* **Entries taken from a collection**:
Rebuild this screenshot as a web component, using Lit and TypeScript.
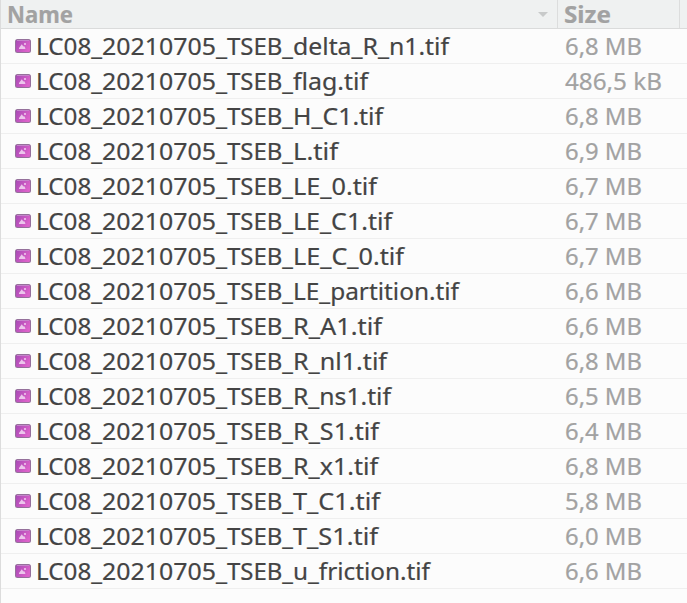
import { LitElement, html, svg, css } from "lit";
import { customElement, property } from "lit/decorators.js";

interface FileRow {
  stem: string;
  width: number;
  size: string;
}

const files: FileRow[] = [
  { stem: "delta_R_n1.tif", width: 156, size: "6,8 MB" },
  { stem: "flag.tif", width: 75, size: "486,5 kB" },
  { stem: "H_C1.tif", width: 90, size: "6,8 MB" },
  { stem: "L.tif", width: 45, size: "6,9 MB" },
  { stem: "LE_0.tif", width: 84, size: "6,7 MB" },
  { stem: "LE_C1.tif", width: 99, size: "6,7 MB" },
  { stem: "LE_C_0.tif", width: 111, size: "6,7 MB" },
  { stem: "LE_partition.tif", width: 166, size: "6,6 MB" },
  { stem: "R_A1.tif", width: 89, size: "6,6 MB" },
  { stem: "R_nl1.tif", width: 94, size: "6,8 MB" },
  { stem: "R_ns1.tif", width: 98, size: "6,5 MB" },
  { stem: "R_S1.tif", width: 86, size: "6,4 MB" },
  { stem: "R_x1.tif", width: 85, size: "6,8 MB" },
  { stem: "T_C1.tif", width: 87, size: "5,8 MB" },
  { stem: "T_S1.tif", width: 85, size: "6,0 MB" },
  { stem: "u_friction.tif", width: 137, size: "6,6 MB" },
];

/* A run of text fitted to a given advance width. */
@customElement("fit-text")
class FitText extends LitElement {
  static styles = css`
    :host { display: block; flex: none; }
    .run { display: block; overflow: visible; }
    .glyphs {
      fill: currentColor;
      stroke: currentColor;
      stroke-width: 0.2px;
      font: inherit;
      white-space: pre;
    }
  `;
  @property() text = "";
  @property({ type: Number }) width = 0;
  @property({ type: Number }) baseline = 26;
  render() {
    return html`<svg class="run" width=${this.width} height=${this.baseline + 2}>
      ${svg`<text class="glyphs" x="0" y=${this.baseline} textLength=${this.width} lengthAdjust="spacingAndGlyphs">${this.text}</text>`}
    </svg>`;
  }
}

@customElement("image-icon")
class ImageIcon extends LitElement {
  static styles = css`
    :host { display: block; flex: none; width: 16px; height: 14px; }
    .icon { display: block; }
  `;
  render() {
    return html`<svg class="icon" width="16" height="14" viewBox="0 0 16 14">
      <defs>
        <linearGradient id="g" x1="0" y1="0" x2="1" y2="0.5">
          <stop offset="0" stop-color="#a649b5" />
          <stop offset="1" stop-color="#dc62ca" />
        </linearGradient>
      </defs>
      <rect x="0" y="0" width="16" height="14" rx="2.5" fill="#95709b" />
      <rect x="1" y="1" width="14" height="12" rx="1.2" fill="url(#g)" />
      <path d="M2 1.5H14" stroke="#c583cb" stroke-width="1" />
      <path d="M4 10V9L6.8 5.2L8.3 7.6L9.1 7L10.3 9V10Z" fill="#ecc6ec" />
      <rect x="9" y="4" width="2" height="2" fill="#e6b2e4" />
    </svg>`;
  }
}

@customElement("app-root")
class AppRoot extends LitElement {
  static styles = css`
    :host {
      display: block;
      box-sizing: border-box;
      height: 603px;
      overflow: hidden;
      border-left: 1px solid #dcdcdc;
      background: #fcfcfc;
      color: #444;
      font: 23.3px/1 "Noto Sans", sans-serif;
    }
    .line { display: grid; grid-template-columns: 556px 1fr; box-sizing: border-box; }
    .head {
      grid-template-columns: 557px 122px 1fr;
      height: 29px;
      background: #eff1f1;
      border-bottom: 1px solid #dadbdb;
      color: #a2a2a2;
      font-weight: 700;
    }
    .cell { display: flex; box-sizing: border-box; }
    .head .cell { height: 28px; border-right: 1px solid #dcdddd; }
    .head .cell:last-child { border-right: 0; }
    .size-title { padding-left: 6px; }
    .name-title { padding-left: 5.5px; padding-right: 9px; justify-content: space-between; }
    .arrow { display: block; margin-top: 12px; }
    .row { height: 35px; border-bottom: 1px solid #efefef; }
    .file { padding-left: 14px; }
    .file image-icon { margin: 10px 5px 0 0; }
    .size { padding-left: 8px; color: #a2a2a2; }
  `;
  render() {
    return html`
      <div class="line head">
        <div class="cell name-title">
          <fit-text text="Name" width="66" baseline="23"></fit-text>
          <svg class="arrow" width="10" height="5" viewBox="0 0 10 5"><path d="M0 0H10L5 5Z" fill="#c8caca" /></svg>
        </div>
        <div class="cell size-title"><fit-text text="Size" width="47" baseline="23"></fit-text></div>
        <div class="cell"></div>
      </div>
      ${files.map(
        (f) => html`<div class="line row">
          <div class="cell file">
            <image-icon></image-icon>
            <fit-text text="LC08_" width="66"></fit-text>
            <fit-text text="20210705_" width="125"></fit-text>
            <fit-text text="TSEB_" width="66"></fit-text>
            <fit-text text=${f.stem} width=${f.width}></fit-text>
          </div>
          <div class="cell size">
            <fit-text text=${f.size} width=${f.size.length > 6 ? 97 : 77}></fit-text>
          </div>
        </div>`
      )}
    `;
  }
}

...

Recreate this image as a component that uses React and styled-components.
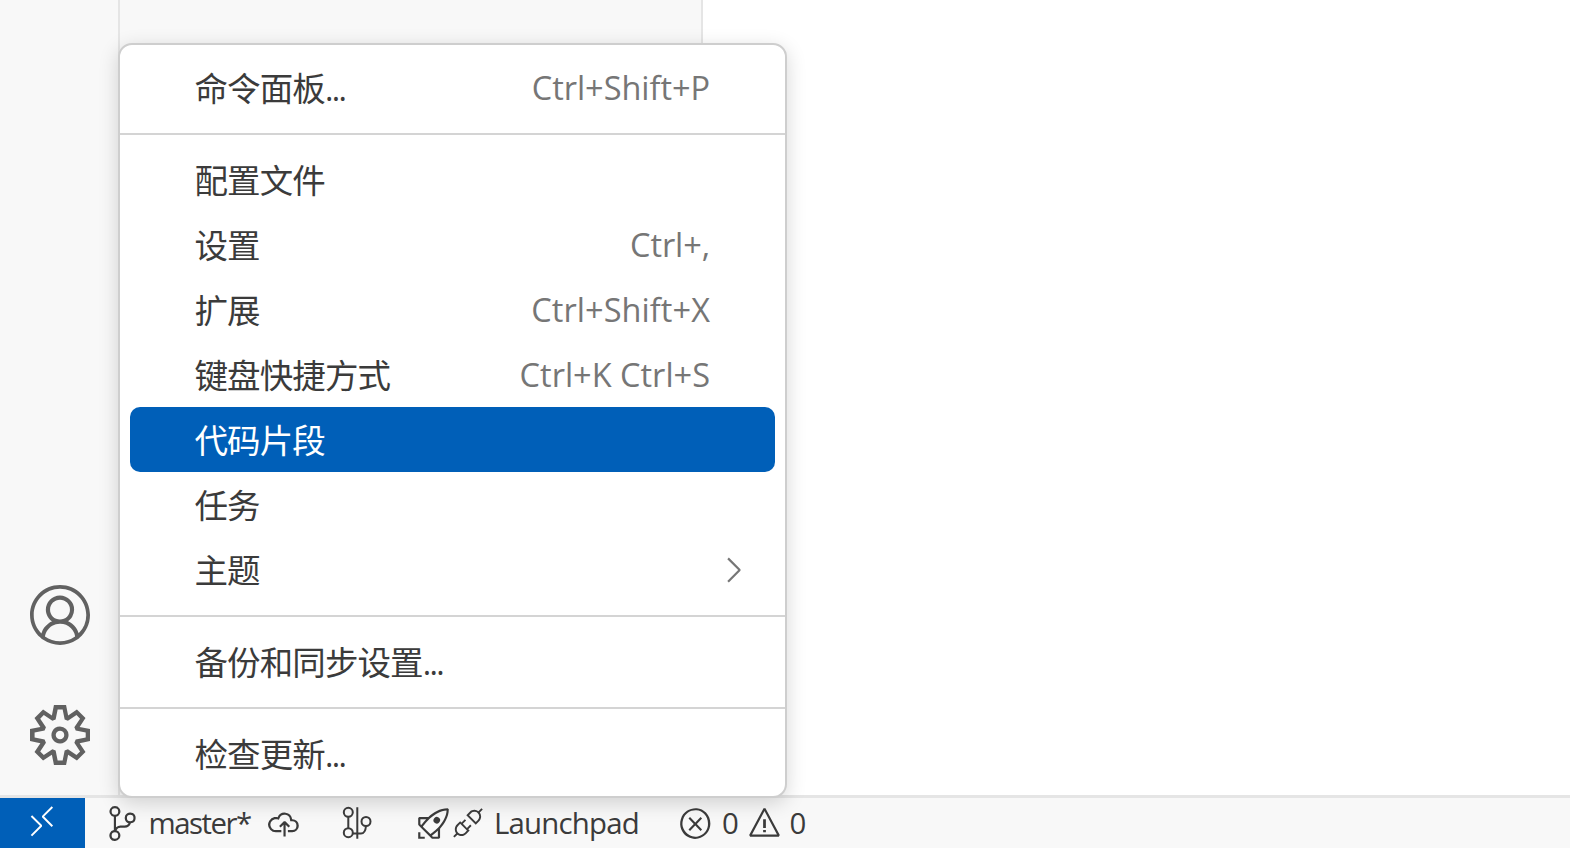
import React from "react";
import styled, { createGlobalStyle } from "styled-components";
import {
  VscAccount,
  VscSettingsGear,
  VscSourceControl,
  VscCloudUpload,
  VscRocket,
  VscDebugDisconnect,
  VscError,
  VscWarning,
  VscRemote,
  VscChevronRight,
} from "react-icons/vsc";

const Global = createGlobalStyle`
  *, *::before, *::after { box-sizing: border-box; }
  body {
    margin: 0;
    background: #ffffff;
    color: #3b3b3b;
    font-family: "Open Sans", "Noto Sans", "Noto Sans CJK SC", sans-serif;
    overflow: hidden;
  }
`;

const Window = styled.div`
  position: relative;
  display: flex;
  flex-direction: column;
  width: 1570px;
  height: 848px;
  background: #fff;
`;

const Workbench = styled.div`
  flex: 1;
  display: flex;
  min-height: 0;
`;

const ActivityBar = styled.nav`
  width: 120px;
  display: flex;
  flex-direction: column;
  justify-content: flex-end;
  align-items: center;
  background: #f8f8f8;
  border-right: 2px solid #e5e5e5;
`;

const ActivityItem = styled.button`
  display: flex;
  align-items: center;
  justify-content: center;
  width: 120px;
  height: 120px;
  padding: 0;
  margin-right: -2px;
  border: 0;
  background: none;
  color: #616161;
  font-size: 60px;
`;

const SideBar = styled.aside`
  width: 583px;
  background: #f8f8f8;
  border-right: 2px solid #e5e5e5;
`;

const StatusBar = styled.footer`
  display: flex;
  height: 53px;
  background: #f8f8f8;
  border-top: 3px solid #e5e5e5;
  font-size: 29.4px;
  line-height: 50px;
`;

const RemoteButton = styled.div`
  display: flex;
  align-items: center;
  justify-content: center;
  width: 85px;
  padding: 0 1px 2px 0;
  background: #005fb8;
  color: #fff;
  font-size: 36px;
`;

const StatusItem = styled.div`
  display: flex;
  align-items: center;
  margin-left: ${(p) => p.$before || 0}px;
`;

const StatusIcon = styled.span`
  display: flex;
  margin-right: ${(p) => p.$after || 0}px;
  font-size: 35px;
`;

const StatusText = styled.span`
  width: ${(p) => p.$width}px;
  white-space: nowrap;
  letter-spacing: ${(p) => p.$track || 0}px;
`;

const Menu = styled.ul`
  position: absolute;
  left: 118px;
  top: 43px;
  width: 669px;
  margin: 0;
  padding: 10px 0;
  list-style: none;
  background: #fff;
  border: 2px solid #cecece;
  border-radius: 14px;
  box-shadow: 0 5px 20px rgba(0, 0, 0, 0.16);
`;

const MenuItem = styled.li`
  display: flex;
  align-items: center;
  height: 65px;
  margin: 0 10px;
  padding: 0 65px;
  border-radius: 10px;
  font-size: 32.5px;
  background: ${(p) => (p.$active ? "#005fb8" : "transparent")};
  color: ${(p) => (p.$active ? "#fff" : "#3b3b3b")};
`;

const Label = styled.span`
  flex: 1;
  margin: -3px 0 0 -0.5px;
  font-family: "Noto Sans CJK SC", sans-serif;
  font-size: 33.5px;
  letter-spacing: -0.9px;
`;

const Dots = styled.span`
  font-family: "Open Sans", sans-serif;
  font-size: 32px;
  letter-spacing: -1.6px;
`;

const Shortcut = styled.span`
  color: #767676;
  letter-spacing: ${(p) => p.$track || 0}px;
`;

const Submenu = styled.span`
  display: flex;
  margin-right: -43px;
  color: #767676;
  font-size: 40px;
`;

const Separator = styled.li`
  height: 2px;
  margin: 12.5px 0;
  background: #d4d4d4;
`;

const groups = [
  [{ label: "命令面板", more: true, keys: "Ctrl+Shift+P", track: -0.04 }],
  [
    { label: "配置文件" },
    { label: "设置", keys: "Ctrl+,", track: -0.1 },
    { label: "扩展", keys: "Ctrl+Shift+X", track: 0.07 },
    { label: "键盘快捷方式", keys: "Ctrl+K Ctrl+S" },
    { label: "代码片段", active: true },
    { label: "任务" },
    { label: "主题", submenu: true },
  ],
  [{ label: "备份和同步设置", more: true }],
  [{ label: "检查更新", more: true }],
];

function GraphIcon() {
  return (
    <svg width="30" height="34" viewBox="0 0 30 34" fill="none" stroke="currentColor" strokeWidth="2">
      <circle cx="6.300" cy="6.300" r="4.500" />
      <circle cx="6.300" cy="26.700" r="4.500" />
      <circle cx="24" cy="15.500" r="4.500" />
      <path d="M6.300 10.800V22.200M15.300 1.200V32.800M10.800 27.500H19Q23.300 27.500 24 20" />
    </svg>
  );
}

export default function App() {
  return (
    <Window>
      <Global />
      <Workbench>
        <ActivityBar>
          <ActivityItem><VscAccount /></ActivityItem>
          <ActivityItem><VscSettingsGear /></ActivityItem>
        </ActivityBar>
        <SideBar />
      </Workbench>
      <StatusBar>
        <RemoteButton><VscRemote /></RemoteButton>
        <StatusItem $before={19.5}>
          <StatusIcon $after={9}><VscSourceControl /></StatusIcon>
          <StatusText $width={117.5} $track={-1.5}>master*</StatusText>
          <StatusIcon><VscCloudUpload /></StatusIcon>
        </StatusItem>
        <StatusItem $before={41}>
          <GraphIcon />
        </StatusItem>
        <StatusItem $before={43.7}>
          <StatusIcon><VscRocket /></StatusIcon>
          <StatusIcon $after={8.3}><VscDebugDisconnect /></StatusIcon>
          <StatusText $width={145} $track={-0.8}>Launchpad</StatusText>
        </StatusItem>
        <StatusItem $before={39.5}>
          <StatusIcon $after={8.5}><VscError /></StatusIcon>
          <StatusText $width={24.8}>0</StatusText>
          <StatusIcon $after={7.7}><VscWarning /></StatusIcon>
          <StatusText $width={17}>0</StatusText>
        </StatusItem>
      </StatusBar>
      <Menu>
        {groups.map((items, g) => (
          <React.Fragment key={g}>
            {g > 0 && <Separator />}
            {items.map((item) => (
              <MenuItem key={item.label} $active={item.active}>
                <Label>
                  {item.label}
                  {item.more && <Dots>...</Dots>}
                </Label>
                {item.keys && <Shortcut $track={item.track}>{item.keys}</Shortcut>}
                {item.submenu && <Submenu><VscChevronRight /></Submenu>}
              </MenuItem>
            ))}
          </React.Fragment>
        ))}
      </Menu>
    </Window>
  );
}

* **Instructions to follow**: Go through the listing above line by line and say how many lines hold the word "components". Reply with that number only.

* **Task output**: 2